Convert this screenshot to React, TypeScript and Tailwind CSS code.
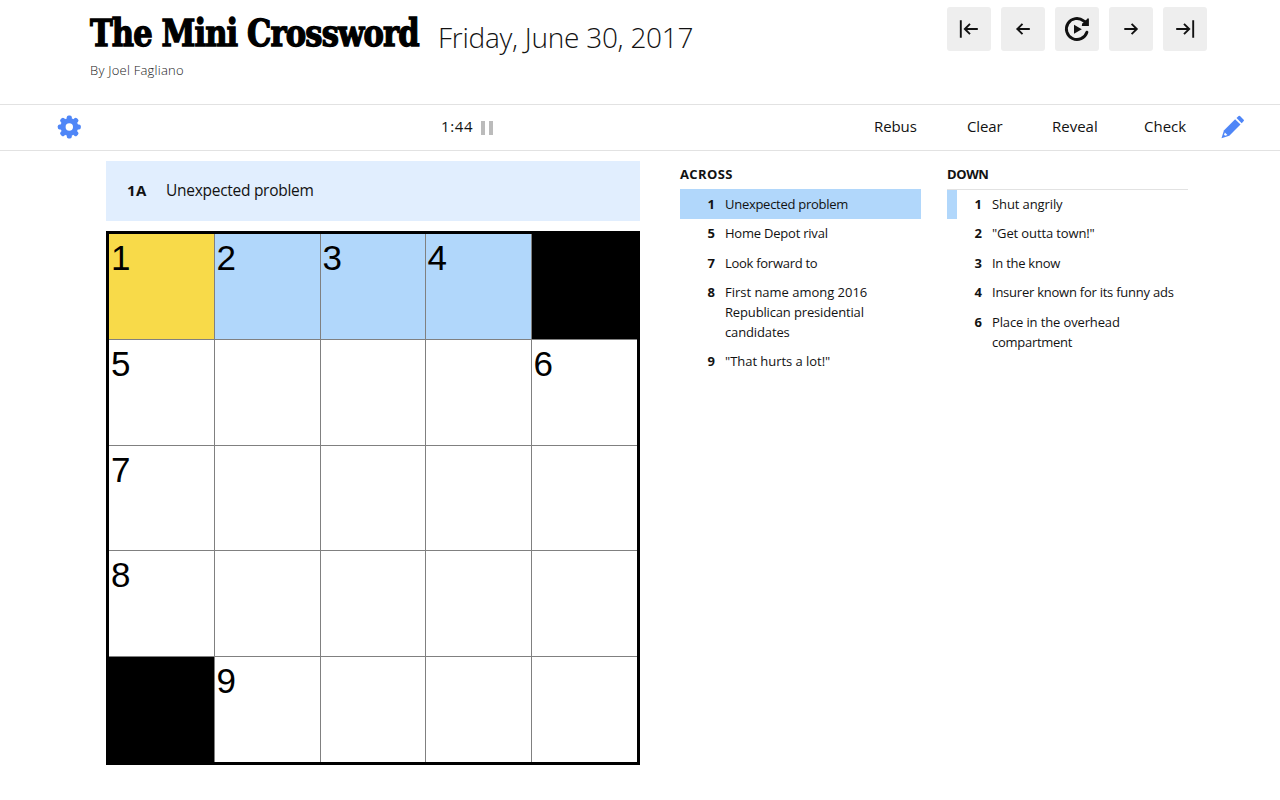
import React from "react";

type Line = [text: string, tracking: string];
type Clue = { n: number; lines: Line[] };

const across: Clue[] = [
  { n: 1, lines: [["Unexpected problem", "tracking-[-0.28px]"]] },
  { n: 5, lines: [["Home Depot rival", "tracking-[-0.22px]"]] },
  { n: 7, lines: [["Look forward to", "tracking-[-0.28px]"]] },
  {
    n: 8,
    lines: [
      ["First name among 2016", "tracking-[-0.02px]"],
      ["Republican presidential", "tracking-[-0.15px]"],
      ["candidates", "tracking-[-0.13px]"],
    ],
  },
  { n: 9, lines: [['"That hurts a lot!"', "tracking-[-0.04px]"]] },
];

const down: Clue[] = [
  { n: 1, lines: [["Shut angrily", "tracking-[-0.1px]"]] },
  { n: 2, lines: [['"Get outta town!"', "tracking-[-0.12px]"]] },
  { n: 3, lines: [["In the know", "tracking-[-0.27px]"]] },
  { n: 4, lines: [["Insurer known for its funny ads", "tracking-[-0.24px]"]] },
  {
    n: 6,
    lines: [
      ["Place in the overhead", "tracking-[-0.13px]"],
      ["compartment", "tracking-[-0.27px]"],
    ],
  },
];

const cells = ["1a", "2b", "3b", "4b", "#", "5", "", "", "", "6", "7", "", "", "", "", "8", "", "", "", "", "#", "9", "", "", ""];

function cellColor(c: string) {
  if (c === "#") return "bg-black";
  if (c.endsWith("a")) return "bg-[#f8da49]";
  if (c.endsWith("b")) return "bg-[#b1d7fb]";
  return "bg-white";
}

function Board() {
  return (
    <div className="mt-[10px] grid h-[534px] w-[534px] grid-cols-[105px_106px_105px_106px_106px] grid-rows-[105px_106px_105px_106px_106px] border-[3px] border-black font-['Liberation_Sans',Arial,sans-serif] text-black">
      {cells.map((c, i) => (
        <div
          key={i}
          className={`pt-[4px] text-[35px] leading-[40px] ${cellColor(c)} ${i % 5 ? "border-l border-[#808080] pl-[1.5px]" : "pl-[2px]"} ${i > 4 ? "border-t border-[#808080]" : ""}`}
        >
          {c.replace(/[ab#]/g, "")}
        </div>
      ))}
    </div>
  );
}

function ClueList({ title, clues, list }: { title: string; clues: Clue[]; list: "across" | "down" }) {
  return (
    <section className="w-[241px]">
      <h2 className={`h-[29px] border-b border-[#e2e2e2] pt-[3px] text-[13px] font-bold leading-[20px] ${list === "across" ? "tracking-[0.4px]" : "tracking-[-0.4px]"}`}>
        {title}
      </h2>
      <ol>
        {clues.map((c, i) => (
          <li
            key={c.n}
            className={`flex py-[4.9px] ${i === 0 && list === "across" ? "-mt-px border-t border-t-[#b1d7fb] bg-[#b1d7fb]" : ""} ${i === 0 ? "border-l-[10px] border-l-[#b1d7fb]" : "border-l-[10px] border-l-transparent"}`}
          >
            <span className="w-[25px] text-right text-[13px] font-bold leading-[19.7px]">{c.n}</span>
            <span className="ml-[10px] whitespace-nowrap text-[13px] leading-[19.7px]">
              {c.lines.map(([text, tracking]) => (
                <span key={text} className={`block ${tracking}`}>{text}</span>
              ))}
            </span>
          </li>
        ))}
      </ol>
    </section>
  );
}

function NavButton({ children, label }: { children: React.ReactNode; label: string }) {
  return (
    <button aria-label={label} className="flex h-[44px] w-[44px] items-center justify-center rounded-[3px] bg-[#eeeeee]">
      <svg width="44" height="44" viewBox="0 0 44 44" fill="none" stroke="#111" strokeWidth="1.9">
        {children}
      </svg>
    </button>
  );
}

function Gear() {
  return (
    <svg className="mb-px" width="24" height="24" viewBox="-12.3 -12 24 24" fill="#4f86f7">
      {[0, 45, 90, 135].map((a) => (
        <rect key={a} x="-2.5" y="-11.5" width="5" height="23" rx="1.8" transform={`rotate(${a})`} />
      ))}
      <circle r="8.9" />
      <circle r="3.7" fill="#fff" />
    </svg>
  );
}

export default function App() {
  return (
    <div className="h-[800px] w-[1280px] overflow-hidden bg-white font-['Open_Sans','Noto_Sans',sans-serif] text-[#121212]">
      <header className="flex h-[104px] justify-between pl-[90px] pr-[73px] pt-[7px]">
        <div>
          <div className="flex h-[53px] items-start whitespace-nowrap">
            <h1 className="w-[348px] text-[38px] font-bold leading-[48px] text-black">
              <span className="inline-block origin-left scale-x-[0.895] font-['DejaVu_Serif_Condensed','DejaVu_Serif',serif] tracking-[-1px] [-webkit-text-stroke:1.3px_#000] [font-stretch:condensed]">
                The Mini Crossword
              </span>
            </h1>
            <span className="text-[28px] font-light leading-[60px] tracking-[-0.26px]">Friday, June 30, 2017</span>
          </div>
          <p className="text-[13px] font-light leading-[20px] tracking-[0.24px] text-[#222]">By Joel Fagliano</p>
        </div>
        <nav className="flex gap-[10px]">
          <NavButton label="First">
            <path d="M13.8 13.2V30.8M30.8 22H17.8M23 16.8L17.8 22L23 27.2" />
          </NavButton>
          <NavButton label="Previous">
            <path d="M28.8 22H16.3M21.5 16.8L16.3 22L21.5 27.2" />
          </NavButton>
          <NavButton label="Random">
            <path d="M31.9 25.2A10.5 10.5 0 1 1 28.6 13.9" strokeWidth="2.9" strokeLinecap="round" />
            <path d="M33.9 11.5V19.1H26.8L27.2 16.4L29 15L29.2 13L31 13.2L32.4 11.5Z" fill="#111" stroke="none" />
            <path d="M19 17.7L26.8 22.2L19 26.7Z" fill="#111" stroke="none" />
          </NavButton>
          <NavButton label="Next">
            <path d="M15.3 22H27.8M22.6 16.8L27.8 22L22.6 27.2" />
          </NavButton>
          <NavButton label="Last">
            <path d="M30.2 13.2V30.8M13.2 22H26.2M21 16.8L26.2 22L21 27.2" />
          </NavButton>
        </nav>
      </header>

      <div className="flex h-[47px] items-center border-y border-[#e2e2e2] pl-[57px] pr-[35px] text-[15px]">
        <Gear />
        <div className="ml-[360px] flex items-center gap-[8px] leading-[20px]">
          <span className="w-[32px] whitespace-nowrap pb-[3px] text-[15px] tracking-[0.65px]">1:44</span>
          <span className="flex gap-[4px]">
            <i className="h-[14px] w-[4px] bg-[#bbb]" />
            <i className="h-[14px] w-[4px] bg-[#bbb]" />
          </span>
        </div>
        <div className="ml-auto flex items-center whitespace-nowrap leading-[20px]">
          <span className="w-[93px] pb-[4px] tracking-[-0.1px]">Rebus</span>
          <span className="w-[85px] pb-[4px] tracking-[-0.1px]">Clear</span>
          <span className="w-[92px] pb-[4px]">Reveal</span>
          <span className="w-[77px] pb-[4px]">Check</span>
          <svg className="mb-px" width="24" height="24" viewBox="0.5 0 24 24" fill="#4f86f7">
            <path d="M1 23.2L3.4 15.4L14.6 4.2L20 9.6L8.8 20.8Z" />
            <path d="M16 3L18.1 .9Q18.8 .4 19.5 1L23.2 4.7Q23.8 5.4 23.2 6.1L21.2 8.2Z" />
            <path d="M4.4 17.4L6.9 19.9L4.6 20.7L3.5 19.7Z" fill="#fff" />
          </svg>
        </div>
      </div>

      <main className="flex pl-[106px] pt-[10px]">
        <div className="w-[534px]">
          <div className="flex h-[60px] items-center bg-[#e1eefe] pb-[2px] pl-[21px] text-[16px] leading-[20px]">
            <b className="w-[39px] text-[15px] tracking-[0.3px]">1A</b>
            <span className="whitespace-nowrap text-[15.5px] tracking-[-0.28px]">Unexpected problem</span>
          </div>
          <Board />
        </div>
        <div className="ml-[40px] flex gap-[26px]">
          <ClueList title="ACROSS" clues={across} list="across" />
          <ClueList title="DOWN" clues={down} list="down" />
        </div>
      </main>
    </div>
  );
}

**BRIEF:**
Repeat exactly and only the lines from the start of the data above through the line that holds "number; lines: Line[]", inclusive. Pictures do not belong in the copy.

**EXERCISE RESULT:**
Convert this screenshot to React, TypeScript and Tailwind CSS code.
import React from "react";

type Line = [text: string, tracking: string];
type Clue = { n: number; lines: Line[] };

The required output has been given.